2020: Outro

What one poet learnt from 2020:  Preview DRAFT 1.x

  1. It is never too early for an outro.
  2. Rain is louder than thoughts, but only in the first four three minutes.
  3. Our Your shadow is still stuck to my wall, where it was cast, without care, that last weekend before the first lockdown.
  4. At some point, I turned this year into a convenient excuse. Like you did.
  5. Probability is inversely proportionate to the length of silence. Words however cannot change the outcome.
  6. If so much pain seems senseless, a little little happiness, by extension, is senseless too.
  7. Every existential equation is solved in the songs the birds made up when humans emptied the streets.
  8. The thing is, phone calls end. Like life. Like time.
  9. It doesn’t take that long for “every day felt like a year” to become “a year that felt like a day”. (It takes a day. Or a year.)
  10. Isolation is terrifying without a secret preoccupation. (Unless you are secretly preoccupied with the terrors of isolation, in which case the preoccupation is terrifyingly isolating.) (Why secret?)

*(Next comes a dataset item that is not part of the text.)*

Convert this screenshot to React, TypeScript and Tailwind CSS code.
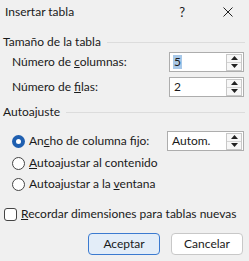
import React from 'react';

function Spin() {
  return (
    <div className="flex flex-col w-[16px] h-[17px] my-auto mr-[1px] border border-[#c8c8c8] bg-[#f7f7f7]">
      <div className="flex-1 flex items-center justify-center border-b border-[#d4d4d4]">
        <svg width="7" height="4" viewBox="0 0 7 4"><path d="M0 4L3.5 0L7 4Z" fill="#222" /></svg>
      </div>
      <div className="flex-1 flex items-center justify-center">
        <svg width="7" height="4" viewBox="0 0 7 4"><path d="M0 0L3.5 4L7 0Z" fill="#222" /></svg>
      </div>
    </div>
  );
}

function NumField({ value, selected, width }: { value: string; selected?: boolean; width: string }) {
  return (
    <div className={`flex h-[20px] bg-white border border-[#adadad] ${width}`}>
      <div className="flex-1 flex items-center pl-[3px]">
        {selected ? <span className="bg-[#a8c8e8] px-[1px] leading-[14px]">{value}</span> : <span className="px-[1px]">{value}</span>}
      </div>
      <Spin />
    </div>
  );
}

function Radio({ checked, children }: { checked?: boolean; children: React.ReactNode }) {
  return (
    <div className="flex items-center gap-[4px] h-[20px]">
      {checked ? (
        <div className="w-[13px] h-[13px] rounded-full bg-[#1f5fb0] flex items-center justify-center">
          <div className="w-[5px] h-[5px] rounded-full bg-white" />
        </div>
      ) : (
        <div className="w-[13px] h-[13px] rounded-full border border-[#444] bg-white" />
      )}
      <span>{children}</span>
    </div>
  );
}

function GroupTitle({ children }: { children: React.ReactNode }) {
  return (
    <div className="flex items-center gap-[6px] pl-[3px] pr-[4px] h-[16px]">
      <span>{children}</span>
      <div className="flex-1 h-px bg-[#dcdcdc]" />
    </div>
  );
}

export default function App() {
  return (
    <div
      className="w-[249px] h-[261px] bg-[#f0f0f0] text-[#1a1a1a] text-[12px] leading-[16px] flex flex-col overflow-hidden"
      style={{ fontFamily: 'Lato, "Noto Sans", sans-serif' }}
    >
      {/* Title bar */}
      <div className="flex items-center h-[24px] pl-[5px] pr-[16px] shrink-0">
        <span className="flex-1">Insertar tabla</span>
        <span className="mr-[38px] text-[13px]">?</span>
        <svg width="10" height="10" viewBox="0 0 10 10"><path d="M0.5 0.5L9.5 9.5M9.5 0.5L0.5 9.5" stroke="#222" strokeWidth="1" /></svg>
      </div>

      <div className="mt-[10px]">
        <GroupTitle>Tamaño de la tabla</GroupTitle>
      </div>
      <div className="flex flex-col gap-[5px] pl-[12px] pr-[5px] mt-[2px]">
        <div className="flex items-center justify-between h-[20px]">
          <span>Número de <u>c</u>olumnas:</span>
          <NumField value="5" selected width="w-[75px]" />
        </div>
        <div className="flex items-center justify-between h-[20px]">
          <span>Número de <u>f</u>ilas:</span>
          <NumField value="2" width="w-[75px]" />
        </div>
      </div>

      <div className="mt-[7px]">
        <GroupTitle>Autoajuste</GroupTitle>
      </div>
      <div className="flex flex-col pl-[12px] pr-[5px] mt-[11px]">
        <div className="flex items-center justify-between h-[20px]">
          <Radio checked>An<u>c</u>ho de columna fijo:</Radio>
          <NumField value="Autom." width="w-[77px]" />
        </div>
        <div className="mt-[2px]">
          <Radio><u>A</u>utoajustar al contenido</Radio>
        </div>
        <div className="mt-[1px]">
          <Radio>Autoajustar a la <u>v</u>entana</Radio>
        </div>
      </div>

      <div className="flex items-center gap-[4px] pl-[4px] mt-[10px] h-[20px]">
        <div className="w-[13px] h-[13px] rounded-[3px] border border-[#444] bg-white" />
        <span className="whitespace-nowrap"><u>R</u>ecordar dimensiones para tablas nuevas</span>
      </div>

      <div className="flex justify-end gap-[11px] pr-[6px] mt-[9px]">
        <button className="w-[72px] h-[22px] rounded-[4px] border border-[#3b7ad0] bg-[#e3edf8] text-[12px]">Aceptar</button>
        <button className="w-[72px] h-[22px] rounded-[4px] border border-[#c8c8c8] bg-white text-[12px]">Cancelar</button>
      </div>
    </div>
  );
}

  11. Being a poet during a pandemic is a test of brevity. How best can the endless void, the featureless grey wrapped sky, the road that bends into the horizon, the distance that is measured in everything other than distance — how best can the infinite be compressed into neat lines that in the seventh reading still make some sense.
  12. Size has swapped meaning. Big has turned small. Little is too much. Consider. The Universe. One word. Forever. Now.
  13. Mostly, just #11.
  14. Truly, just #4. But concise is always a verse, thirteen verses too long.